The increase in cancellations in this market, as well as in Florida and Virginia, was driven in part by what appears to be the exit of speculators from these markets, along with other factors related to higher mortgage interest rates, according to MDC. An increased supply of homes available for purchase in these three markets, as well as in Colorado, resulted in an elevated number of order cancellations from prospective home buyers who were unable to sell their existing homes in a more competitive sales environment. Home orders in Virginia also were impacted by a decline in the number of active subdivisions during the 2006 first quarter, compared with the same period in 2005, MDC reported. Texas experienced the largest year-over-year decline in net home orders in the 2006 first quarter, as a result of our decision not to purchase additional lots in this market.

The company realized a 37 percent year-over-year increase in net home orders received in Utah in the 2006 first quarter. MDC also experienced first-quarter increases in the number of net home orders received in Nevada and California. In these markets, the declines in the number of net home orders received per active subdivision were more than offset by increases in the number of subdivisions in which the company was actively selling homes during the first quarter of 2006, compared with the same period in 2005, MDC announced.

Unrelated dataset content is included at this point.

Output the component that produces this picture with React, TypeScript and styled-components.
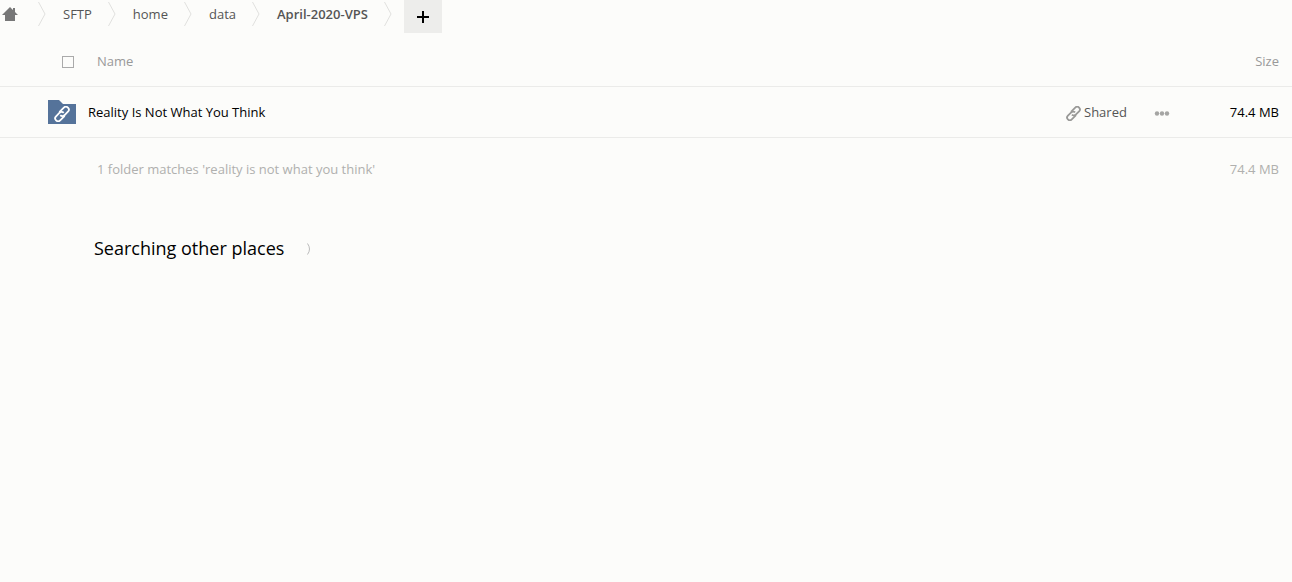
import React from "react";
import styled, { createGlobalStyle } from "styled-components";

const GlobalStyle = createGlobalStyle`
  * { box-sizing: border-box; }
  body {
    margin: 0;
    background: #fcfcfa;
    color: #000;
    font-family: "Open Sans", "Noto Sans", sans-serif;
    font-size: 13px;
    line-height: 20px;
  }
`;

const Page = styled.main`
  min-height: 100vh;
`;

const Controls = styled.nav`
  display: flex;
  align-items: flex-start;
  height: 36px;
`;

const Crumbs = styled.ol`
  display: flex;
  margin: 0;
  padding: 0;
  list-style: none;
`;

const Crumb = styled.li`
  display: flex;
  align-items: center;
  height: 28px;
`;

const CrumbLink = styled.a<{ $current?: boolean }>`
  padding: 0 16px 0 17px;
  color: #555;
  font-weight: ${(p) => (p.$current ? 600 : 400)};
  text-decoration: none;
`;

const HomeLink = styled.a`
  display: flex;
  padding: 0 20px 0 2px;
`;

const Chevron = styled.svg`
  display: block;
  width: 8px;
  height: 26px;
  fill: none;
  stroke: #e0e0de;
`;

const AddButton = styled.button`
  display: flex;
  align-items: center;
  justify-content: center;
  width: 38px;
  height: 33px;
  margin-left: 12px;
  padding: 0;
  border: 0;
  background: #ededeb;
`;

const FileTable = styled.table`
  width: 100%;
  border-collapse: collapse;
  table-layout: fixed;
`;

const Row = styled.tr<{ $height: number }>`
  height: ${(p) => p.$height}px;
  border-bottom: 1px solid #ebebe9;
`;

const SummaryRow = styled.tr`
  height: 63px;
  color: #b0b0ae;
`;

const HeadCell = styled.th<{ $width?: number; $align?: string }>`
  width: ${(p) => (p.$width ? `${p.$width}px` : "auto")};
  padding: 0 13px 0 9px;
  color: #999;
  font-weight: 400;
  text-align: ${(p) => p.$align ?? "left"};
`;

const SelectCell = styled.th`
  width: 88px;
  padding: 2px 12px 0 62px;
`;

const Checkbox = styled.input`
  display: block;
  appearance: none;
  width: 12px;
  height: 12px;
  margin: 0;
  border: 1px solid #aaa;
  background: transparent;
`;

const IconCell = styled.td`
  padding: 0 12px 0 48px;
`;

const NameCell = styled.td`
  padding: 0;
`;

const FileLink = styled.a`
  color: #000;
  text-decoration: none;
`;

const ActionCell = styled.td`
  padding: 0;
`;

const SizeCell = styled.td`
  padding: 0 13px 0 0;
  text-align: right;
`;

const SummaryCell = styled.td`
  padding: 0 9px;
`;

const ShareButton = styled.button`
  display: flex;
  align-items: center;
  gap: 3px;
  padding: 0;
  border: 0;
  background: none;
  color: #555;
  font: inherit;
`;

const MenuButton = styled.button`
  display: flex;
  padding: 4px 0 0;
  border: 0;
  background: none;
`;

const Icon = styled.svg`
  display: block;
  flex: none;
`;

const Searching = styled.section`
  display: flex;
  align-items: center;
  gap: 22px;
  padding: 34px 94px;
`;

const SearchTitle = styled.h2`
  margin: 0;
  font-size: 18px;
  font-weight: 400;
  line-height: 28px;
`;

const Links = () => (
  <g transform="rotate(-45 8 8)">
    <path d="M8.6 11.2H2.2A2.9 2.9 0 0 1 2.2 5.4H7.2A2.9 2.9 0 0 1 10 8.4" />
    <path d="M7.4 4.8H13.8A2.9 2.9 0 0 1 13.8 10.6H8.8A2.9 2.9 0 0 1 6 7.6" />
  </g>
);

const Separator = () => (
  <Chevron viewBox="0 0 8 26" aria-hidden="true">
    <path d="M0.5 1L7 13L0.5 25" />
  </Chevron>
);

const folders = ["SFTP", "home", "data", "April-2020-VPS"];

export default function App() {
  return (
    <Page>
      <GlobalStyle />
      <Controls aria-label="Breadcrumb">
        <Crumbs>
          <Crumb>
            <HomeLink href="#" aria-label="Home">
              <Icon width="16" height="14" viewBox="0 0 16 14" fill="#777">
                <path d="M8 0L11 3V1H13V5L16 8H13V14H3V8H0Z" />
              </Icon>
            </HomeLink>
            <Separator />
          </Crumb>
          {folders.map((name, i) => (
            <Crumb key={name}>
              <CrumbLink href="#" $current={i === folders.length - 1}>
                {name}
              </CrumbLink>
              <Separator />
            </Crumb>
          ))}
        </Crumbs>
        <AddButton aria-label="New">
          <Icon width="12" height="12" viewBox="0 0 12 12">
            <path d="M5 0H7V5H12V7H7V12H5V7H0V5H5Z" />
          </Icon>
        </AddButton>
      </Controls>

      <FileTable>
        <thead>
          <Row $height={50}>
            <SelectCell>
              <Checkbox type="checkbox" aria-label="Select all" />
            </SelectCell>
            <HeadCell>Name</HeadCell>
            <HeadCell $width={88} />
            <HeadCell $width={38} />
            <HeadCell $width={100} $align="right">Size</HeadCell>
          </Row>
        </thead>
        <tbody>
          <Row $height={51}>
            <IconCell>
              <Icon width="28" height="24" viewBox="0 0 28 24">
                <path d="M0 0H11L15 4H28V24H0Z" fill="#55739a" />
                <svg x="6" y="6" width="16" height="16" viewBox="0 0 16 16" fill="none" stroke="#fff" strokeWidth="1.8">
                  <Links />
                </svg>
              </Icon>
            </IconCell>
            <NameCell>
              <FileLink href="#">Reality Is Not What You Think</FileLink>
            </NameCell>
            <ActionCell>
              <ShareButton>
                <Icon width="15" height="18" viewBox="0 -3 15 18" fill="none" stroke="#999997" strokeWidth="1.9">
                  <svg width="15" height="15" viewBox="0 0 16 16">
                    <Links />
                  </svg>
                </Icon>
                Shared
              </ShareButton>
            </ActionCell>
            <ActionCell>
              <MenuButton aria-label="More actions">
                <Icon width="16" height="5" viewBox="0 0 16 5" fill="#a5a5a3">
                  <circle cx="3" cy="2.5" r="2.2" />
                  <circle cx="8" cy="2.5" r="2.2" />
                  <circle cx="13" cy="2.5" r="2.2" />
                </Icon>
              </MenuButton>
            </ActionCell>
            <SizeCell>74.4 MB</SizeCell>
          </Row>
        </tbody>
        <tfoot>
          <SummaryRow>
            <td />
            <SummaryCell>1 folder matches 'reality is not what you think'</SummaryCell>
            <td />
            <td />
            <SizeCell>74.4 MB</SizeCell>
          </SummaryRow>
        </tfoot>
      </FileTable>

      <Searching aria-live="polite">
        <SearchTitle>Searching other places</SearchTitle>
        <Icon width="5" height="14" viewBox="0 0 5 14" fill="none" stroke="#bbb">
          <path d="M1.5 2.5Q5.5 8 1.5 13.5" />
        </Icon>
      </Searching>
    </Page>
  );
}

MDC is one of the largest home builders in the United States. The company also provides mortgage financing, primarily for MDC’s home buyers, through subsidiary HomeAmerican Mortgage Corp. The company is the largest home builder in Colorado; among the top five home builders in Northern Virginia, suburban Maryland, Phoenix, Tucson, Las Vegas, Jacksonville and Salt Lake City; and among the top 10 home builders in Northern California and Southern California. MDC also has established operating divisions in West Florida, Delaware Valley, Chicago, Dallas-Fort Worth and Houston.